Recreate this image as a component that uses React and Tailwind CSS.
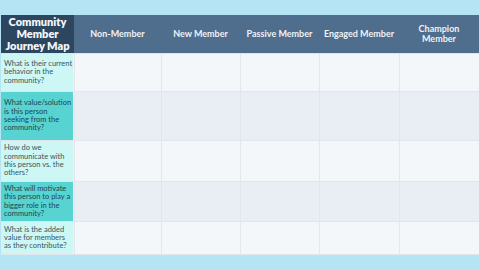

——————————

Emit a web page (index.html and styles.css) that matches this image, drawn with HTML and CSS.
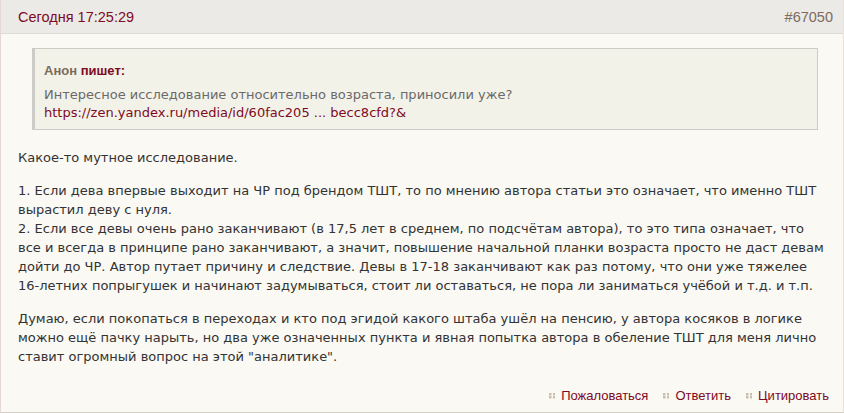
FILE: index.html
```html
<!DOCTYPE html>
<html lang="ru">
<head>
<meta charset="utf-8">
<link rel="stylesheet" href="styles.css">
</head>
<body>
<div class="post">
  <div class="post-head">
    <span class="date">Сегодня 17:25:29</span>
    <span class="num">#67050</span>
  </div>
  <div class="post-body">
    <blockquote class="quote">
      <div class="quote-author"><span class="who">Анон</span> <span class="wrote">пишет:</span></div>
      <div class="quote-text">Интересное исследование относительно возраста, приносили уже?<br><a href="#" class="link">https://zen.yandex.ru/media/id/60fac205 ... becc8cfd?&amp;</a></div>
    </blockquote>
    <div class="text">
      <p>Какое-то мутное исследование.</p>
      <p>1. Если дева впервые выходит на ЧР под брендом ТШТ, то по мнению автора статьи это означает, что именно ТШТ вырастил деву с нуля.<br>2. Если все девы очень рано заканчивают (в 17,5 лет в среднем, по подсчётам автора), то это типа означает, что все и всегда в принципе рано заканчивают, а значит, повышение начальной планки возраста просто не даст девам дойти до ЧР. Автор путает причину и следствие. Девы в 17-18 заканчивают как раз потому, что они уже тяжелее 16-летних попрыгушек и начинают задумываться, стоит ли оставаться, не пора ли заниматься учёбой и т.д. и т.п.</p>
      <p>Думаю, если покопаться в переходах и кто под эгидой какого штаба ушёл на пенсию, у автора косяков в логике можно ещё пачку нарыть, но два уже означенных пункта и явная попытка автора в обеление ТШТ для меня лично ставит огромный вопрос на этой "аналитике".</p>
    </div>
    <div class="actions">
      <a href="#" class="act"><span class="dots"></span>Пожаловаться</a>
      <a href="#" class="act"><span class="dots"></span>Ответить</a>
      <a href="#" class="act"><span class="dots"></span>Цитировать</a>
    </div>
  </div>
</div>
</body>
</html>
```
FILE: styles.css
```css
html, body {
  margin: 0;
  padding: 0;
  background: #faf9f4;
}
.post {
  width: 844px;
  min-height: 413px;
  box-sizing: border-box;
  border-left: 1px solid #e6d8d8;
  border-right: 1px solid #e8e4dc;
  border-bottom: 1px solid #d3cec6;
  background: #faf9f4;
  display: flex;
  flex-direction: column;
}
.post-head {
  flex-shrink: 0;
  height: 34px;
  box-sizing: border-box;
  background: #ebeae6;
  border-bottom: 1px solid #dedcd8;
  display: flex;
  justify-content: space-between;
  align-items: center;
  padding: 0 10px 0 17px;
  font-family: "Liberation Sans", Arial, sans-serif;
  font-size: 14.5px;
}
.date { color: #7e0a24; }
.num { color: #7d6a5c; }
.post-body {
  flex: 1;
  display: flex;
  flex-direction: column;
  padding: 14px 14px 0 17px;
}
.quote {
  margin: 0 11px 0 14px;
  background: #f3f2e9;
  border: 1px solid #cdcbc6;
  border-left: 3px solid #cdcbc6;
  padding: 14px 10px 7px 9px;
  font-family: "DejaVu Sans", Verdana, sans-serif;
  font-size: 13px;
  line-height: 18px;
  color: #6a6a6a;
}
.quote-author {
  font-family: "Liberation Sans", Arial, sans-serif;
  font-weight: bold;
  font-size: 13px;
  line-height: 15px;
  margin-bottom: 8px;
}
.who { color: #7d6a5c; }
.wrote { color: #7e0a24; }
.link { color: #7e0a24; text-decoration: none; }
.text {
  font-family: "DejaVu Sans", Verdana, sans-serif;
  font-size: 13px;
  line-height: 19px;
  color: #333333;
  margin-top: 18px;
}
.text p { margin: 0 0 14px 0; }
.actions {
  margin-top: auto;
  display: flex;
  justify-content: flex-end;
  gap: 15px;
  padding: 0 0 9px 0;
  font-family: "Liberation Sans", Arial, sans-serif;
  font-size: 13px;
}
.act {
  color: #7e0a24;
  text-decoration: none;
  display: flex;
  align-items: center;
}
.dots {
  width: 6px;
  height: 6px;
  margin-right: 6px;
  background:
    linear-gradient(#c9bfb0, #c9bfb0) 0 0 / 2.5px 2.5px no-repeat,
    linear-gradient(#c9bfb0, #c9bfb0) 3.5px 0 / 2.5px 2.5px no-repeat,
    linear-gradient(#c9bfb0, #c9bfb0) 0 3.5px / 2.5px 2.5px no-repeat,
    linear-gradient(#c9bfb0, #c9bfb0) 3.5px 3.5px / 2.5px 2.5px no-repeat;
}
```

——————————

List all lines in the material containing the string "styles".

Emit a web page (index.html and styles.css) that matches this image, drawn with HTML and CSS.
<link rel="stylesheet" href="styles.css">
FILE: styles.css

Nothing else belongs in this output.